Related link: http://www.javareport.com/article.asp?id=9797

I think the most pervasive problem in XML adoption is ingorance and even wilful sabotage of the international foundation on which XML is built. In several recent incidents, both in my consulting work and in my OSS/community work I have come across systems that ignore or break XML’s Unicode character model.

I’ve almost grown tired of saying it, but it is worth saying until I’ve worked through my very last nerve: the single most important aspect of XML is its character model. Ditch XML and use something else before you mess with that. A tremendous amount of damage is done by people who can’t see past the pointy brackets as the point of XML.

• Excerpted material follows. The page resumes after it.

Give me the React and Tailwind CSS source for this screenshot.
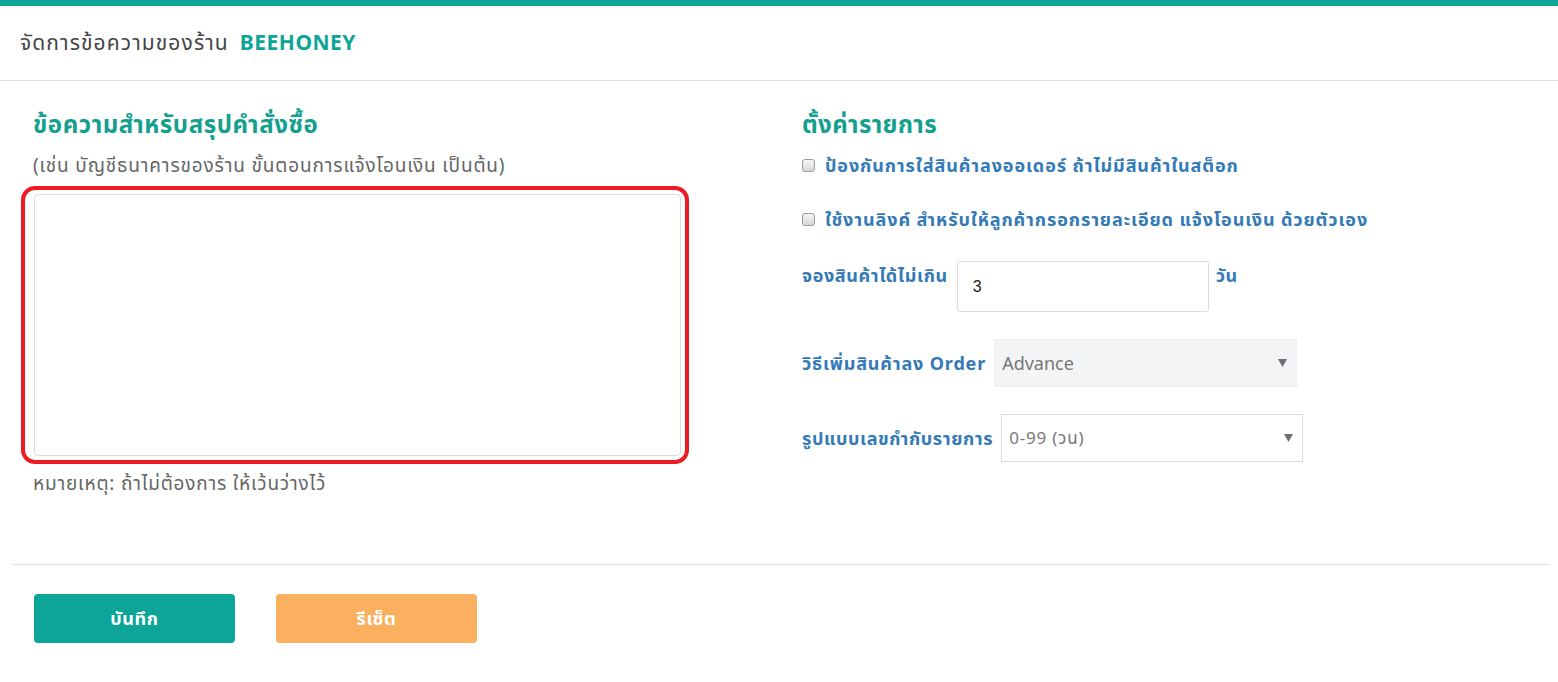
import React from "react";

const FONT = { fontFamily: '"Noto Sans", "Noto Sans Thai", "Open Sans", sans-serif' };

function Checkbox() {
  return (
    <span className="inline-block w-[13px] h-[13px] shrink-0 rounded-[3px] border border-[#9a9a9a] bg-gradient-to-b from-[#f6f6f6] to-[#d6d6d6] shadow-[inset_0_0_1px_rgba(255,255,255,0.9)]" />
  );
}

function Arrow() {
  return (
    <svg width="9" height="8" viewBox="0 0 9 8" className="shrink-0">
      <path d="M0 0 H9 L4.5 8 Z" fill="#6b6f76" />
    </svg>
  );
}

const label = "text-[18px] font-bold text-[#337ab7] leading-[24px] tracking-[0.6px]";
const cbLabel = "text-[18px] font-bold text-[#337ab7] leading-[24px] tracking-[0.9px]";

export default function App() {
  return (
    <div className="w-[1558px] h-[682px] bg-white overflow-hidden" style={FONT}>
      <div className="h-[6px] bg-[#0ca597]" />
      <div className="h-[75px] flex items-center pl-[20px] border-b border-[#dedede]">
        <span className="text-[21px] text-[#444] tracking-[1.1px]">จัดการข้อความของร้าน</span>
        <span className="text-[21px] text-[#0ca597] font-bold ml-[11px] tracking-[0.5px]">BEEHONEY</span>
      </div>

      <div className="flex pl-[33px] pt-[26px] h-[483px]">
        <div className="w-[648px] flex flex-col">
          <h2 className="text-[24px] font-bold text-[#13a08f] leading-[34px] tracking-[0.6px]">ข้อความสำหรับสรุปคำสั่งซื้อ</h2>
          <p className="mt-[12px] text-[19px] text-[#666] leading-[24px] tracking-[0.85px]">(เช่น บัญชีธนาคารของร้าน ขั้นตอนการแจ้งโอนเงิน เป็นต้น)</p>
          <div className="relative mt-[17px] ml-[1px] w-[647px] h-[262px]">
            <textarea className="w-full h-full border border-[#dcdcdc] rounded-[4px] resize-none outline-none p-2" />
            <div className="absolute -left-[13px] -right-[8px] -top-[8px] -bottom-[8px] border-[4px] border-[#ed1c24] rounded-[14px] pointer-events-none" />
          </div>
          <p className="mt-[15px] text-[19px] text-[#666] leading-[24px] tracking-[0.8px]">หมายเหตุ: ถ้าไม่ต้องการ ให้เว้นว่างไว้</p>
        </div>

        <div className="ml-[121px] flex flex-col">
          <h2 className="text-[24px] font-bold text-[#13a08f] leading-[34px] tracking-[0.4px]">ตั้งค่ารายการ</h2>
          <div className="mt-[12px] flex items-center gap-[10px]">
            <Checkbox />
            <span className={cbLabel}>ป้องกันการใส่สินค้าลงออเดอร์ ถ้าไม่มีสินค้าในสต็อก</span>
          </div>
          <div className="mt-[30px] flex items-center gap-[10px]">
            <Checkbox />
            <span className={cbLabel}>ใช้งานลิงค์ สำหรับให้ลูกค้ากรอกรายละเอียด แจ้งโอนเงิน ด้วยตัวเอง</span>
          </div>
          <div className="mt-[30px] flex items-start">
            <span className={label + " mt-[2px]"}>จองสินค้าได้ไม่เกิน</span>
            <div className="ml-[9px] w-[252px] h-[51px] border border-[#dcdcdc] rounded-[3px] flex items-center pl-[15px] text-[16px] text-[#222]" style={{ fontFamily: '"Liberation Sans", Arial, sans-serif' }}>3</div>
            <span className={label + " ml-[7px] mt-[2px]"}>วัน</span>
          </div>
          <div className="mt-[27px] flex items-center">
            <span className="text-[18px] font-bold text-[#337ab7] leading-[24px] tracking-[0.85px]">วิธีเพิ่มสินค้าลง Order</span>
            <div className="ml-[8px] w-[303px] h-[48px] bg-[#f3f4f6] border border-[#eeeff1] flex items-center justify-between pl-[7px] pr-[9px] text-[18px] text-[#777]">
              <span>Advance</span>
              <Arrow />
            </div>
          </div>
          <div className="mt-[27px] flex items-center">
            <span className={label}>รูปแบบเลขกำกับรายการ</span>
            <div className="ml-[8px] w-[302px] h-[48px] bg-white border border-[#dcdcdc] flex items-center justify-between pl-[7px] pr-[9px] text-[17px] text-[#777] tracking-[0.8px]">
              <span>0-99 (วน)</span>
              <Arrow />
            </div>
          </div>
        </div>
      </div>

      <div className="ml-[13px] mr-[8px] border-t border-[#dedede]" />
      <div className="flex pl-[34px] pt-[29px] gap-[41px]">
        <button className="w-[201px] h-[49px] rounded-[4px] bg-[#0ca597] text-white text-[18px] font-bold tracking-[0.6px]">บันทึก</button>
        <button className="w-[201px] h-[49px] rounded-[4px] bg-[#fab05e] text-white text-[18px] font-bold tracking-[0.6px]">รีเซ็ต</button>
      </div>
    </div>
  );
}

Yes, Unicode is hard. There is nothing to be done about this. We have a myriad of languages, writing systems and local conventions, and they complicate just about everything. That’s our wacky, wondrous world for you. Nevertheless, as a software professional in this age, there is no excuse not to buckle down and learn the rigors of i18n. I’m not meaning to be a pedant about this: I know a lot less abotu i18n than I wish I did, and I fall short of good i18n in much of my code. However, I respect the problem and I strive to work on my skills in the area, and my discipline in applying it in software development.

If you use XML in your work, please read “The skew.org XML Tutorial. A reintroduction to XML with an emphasis on character encoding“, by Mike Brown (a truly brilliant article). You might also want to check out my article “Proper XML Output in Python“. Even if you’re not a Python programmer, you might find some use in its discussion of common character problems when generating XML.